Je lui ai demandé de filmer différents endroits, nous parlions de la manière de filmer certaines scènes. J’ai récemment jeté un coup d’œil à nos échanges et, ma foi, j’ai continué à les lire. C’était intéressant de chercher la solution ensemble. En effet, cette idée de n’utiliser que des plans statiques sans aucun commentaire va à l’encontre de ce dont les films documentaires se nourrissent habituellement.

Cela semble également très respectueux. C’est un peu comme dire : "nous ne prétendons pas comprendre ce que vous traversez, mais nous voulons quand même le montrer".
Piotr Pawlus : Tomasz proposait de nous contenter d’observer et de voir ce qui allait se passer. Des moments extrêmement émouvants se sont déroulés hors champ, car j’ai dû parler avec ces gens et les convaincre de me faire confiance. Et puis, nous changions souvent d’idées, en fonction de la situation. Une fois, j’étais dans un village et je suis tombé sur un terrain de jeu, qui plus tard est devenu un des lieux de tournage.

T.W. : Nous avions besoin de scènes où l'on pouvait voir la guerre. Il fallait qu'il ne fasse aucun doute que ce film était tourné "ici et maintenant". On pourrait dire que ces lieux de tournage se trouvent un peu partout. Mais, nous voulions nous assurer que ce pays serait un personnage central du film.

Vous montrez l’absurdité de la guerre, qui va des soldats qui attendent dans les bois faisant semblant d’être calmes, à des gens qui se battent pour des céréales pour le petit-déjeuner. Il n’est pas seulement question d’héroïsme.
T.W. : Ils se disputent pour de la nourriture. Nous nous demandions si cette scène pouvait se rapprocher de celle où l’on voit des chiens se battre eux aussi pour de la nourriture. Dans quelle mesure commentons-nous cela ? Ces gens n’y sont pour rien. Ces conditions de vie présentent de nombreuses difficultés, et Piotr les a vécues lui aussi. Il n’est pas juste question de la guerre. Il s’agit aussi de bureaucratie et de corruption. Nous ne l’évoquons pas dans le film, mais il n'a jamais été question de ne parler que de célébrations. Nous voulions trouver un équilibre et montrer des moments difficiles à une époque qui l’est tout autant.

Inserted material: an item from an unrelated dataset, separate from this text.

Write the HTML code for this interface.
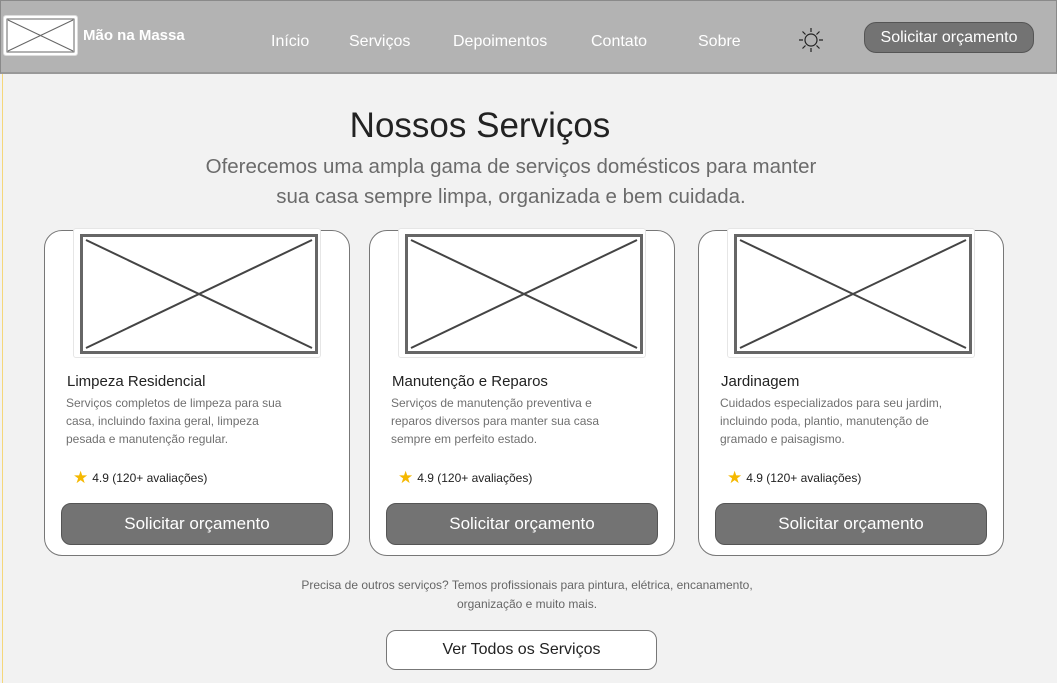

J’avais l’impression que ce projet exigeait une certaine distance. La compassion existe, de toute évidence, mais la frontière entre ce sentiment et le chantage affectif est mince, ce qui est facile lorsque l’on parle des malheurs de quelqu’un. Et puis, aussi horrible et triste que ce soit, nous sommes désormais habitués à ces images, nous assistons en permanence à des scènes dramatiques. Ici, la guerre et sa brutalité sont présentes, mais elles restent au second plan.

En somme, vous avez fait un film sur la vie.
P.P. : Les journalistes et les reporters s’intéressent à la guerre. Ce n’est pas l’histoire que ne voulions raconter. Nous montrons simplement cet état entre le calme et l’angoisse. Les gens essaient de vaquer à leurs occupations, mais la peur est partout, en permanence. Je l’ai moi aussi ressentie. Parfois, je ne pouvais pas mettre la caméra à tel ou tel endroit, parce que si je bougeais, je risquais de tomber sur une mine.

T.W. : Filmer l’ordinaire dans des circonstances qui sont extraordinaires est quelque chose qui m’intéresse. Voir de quelle façon les gens s’adaptent et mènent une vie normale. Pendant la 2e guerre mondiale, les gens devaient aussi se procurer de quoi manger et rencontrer ses amis. Ils tombaient amoureux, et des enfants naissaient. Ils continuent de vivre parce qu’il n’y a pas d’autres alternatives. Ils ne peuvent pas rester dans les sous-sols à se morfondre.

In Ukraine semble suspendu dans le temps. On a parfois l’impression que vous montrez le passé, avec des gens qui prennent les chars en photo, mais à d’autres moments, il ne fait aucun doute sur ce qu’il se passe.
T.
W. : C’était étrange de voir des gens photographier les chars. On dirait des souvenirs de moments terribles révolus depuis longtemps, mais ce n’est pas le cas. C’est peut-être un geste d’espoir ? Un jour, on montrera ces photos aux enfants en disant : "voilà à quoi ça ressemblait". J’imagine que ça dit quelque chose de notre époque, ce besoin de tout immortaliser.